Set task: Nothing in the data should change when you return it, but leave the pictures out.

Data excerpt:
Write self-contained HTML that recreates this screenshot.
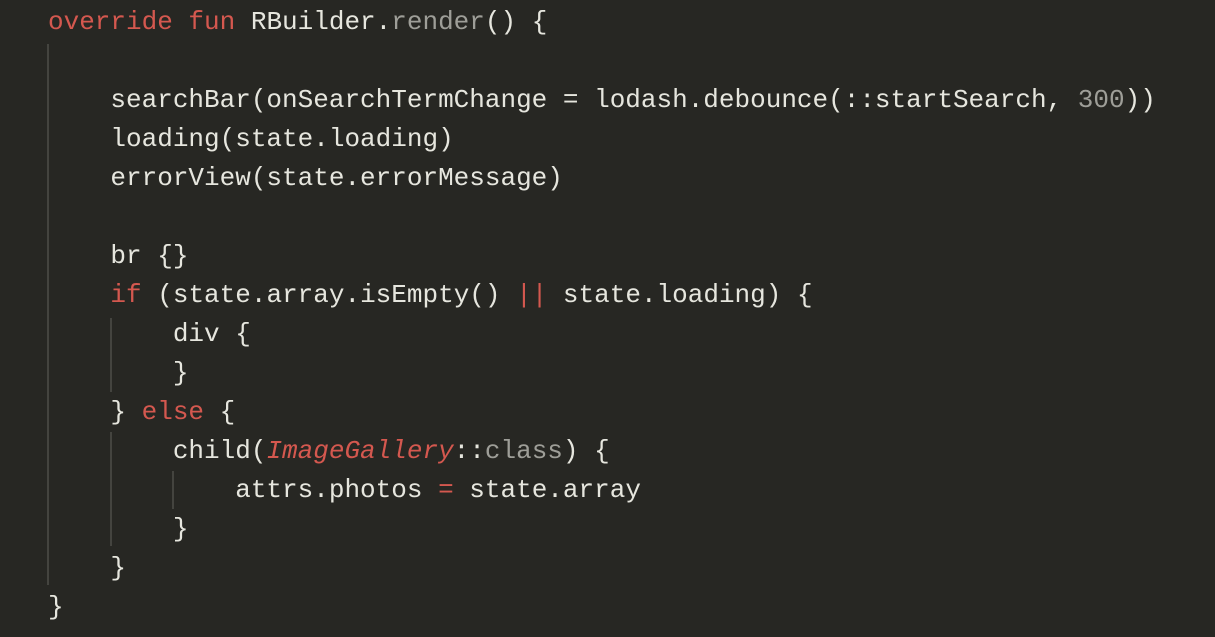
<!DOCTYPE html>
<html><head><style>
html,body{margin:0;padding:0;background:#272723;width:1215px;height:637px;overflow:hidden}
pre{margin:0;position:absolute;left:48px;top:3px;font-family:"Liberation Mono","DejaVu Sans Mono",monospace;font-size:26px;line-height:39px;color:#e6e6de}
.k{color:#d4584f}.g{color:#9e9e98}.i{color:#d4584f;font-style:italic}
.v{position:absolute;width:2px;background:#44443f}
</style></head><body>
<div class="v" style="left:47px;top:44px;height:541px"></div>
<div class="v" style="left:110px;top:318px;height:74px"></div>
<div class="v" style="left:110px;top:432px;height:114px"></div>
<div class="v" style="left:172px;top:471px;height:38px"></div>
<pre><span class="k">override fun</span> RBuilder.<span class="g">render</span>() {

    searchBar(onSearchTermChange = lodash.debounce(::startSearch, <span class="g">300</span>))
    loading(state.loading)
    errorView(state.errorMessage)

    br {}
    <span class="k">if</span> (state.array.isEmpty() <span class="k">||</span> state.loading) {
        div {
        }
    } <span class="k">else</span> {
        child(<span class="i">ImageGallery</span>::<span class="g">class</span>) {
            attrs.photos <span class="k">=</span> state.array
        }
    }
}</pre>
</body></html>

Finished answer:
Write self-contained HTML that recreates this screenshot.
<!DOCTYPE html>
<html><head><style>
html,body{margin:0;padding:0;background:#272723;width:1215px;height:637px;overflow:hidden}
pre{margin:0;position:absolute;left:48px;top:3px;font-family:"Liberation Mono","DejaVu Sans Mono",monospace;font-size:26px;line-height:39px;color:#e6e6de}
.k{color:#d4584f}.g{color:#9e9e98}.i{color:#d4584f;font-style:italic}
.v{position:absolute;width:2px;background:#44443f}
</style></head><body>
<div class="v" style="left:47px;top:44px;height:541px"></div>
<div class="v" style="left:110px;top:318px;height:74px"></div>
<div class="v" style="left:110px;top:432px;height:114px"></div>
<div class="v" style="left:172px;top:471px;height:38px"></div>
<pre><span class="k">override fun</span> RBuilder.<span class="g">render</span>() {

    searchBar(onSearchTermChange = lodash.debounce(::startSearch, <span class="g">300</span>))
    loading(state.loading)
    errorView(state.errorMessage)

    br {}
    <span class="k">if</span> (state.array.isEmpty() <span class="k">||</span> state.loading) {
        div {
        }
    } <span class="k">else</span> {
        child(<span class="i">ImageGallery</span>::<span class="g">class</span>) {
            attrs.photos <span class="k">=</span> state.array
        }
    }
}</pre>
</body></html>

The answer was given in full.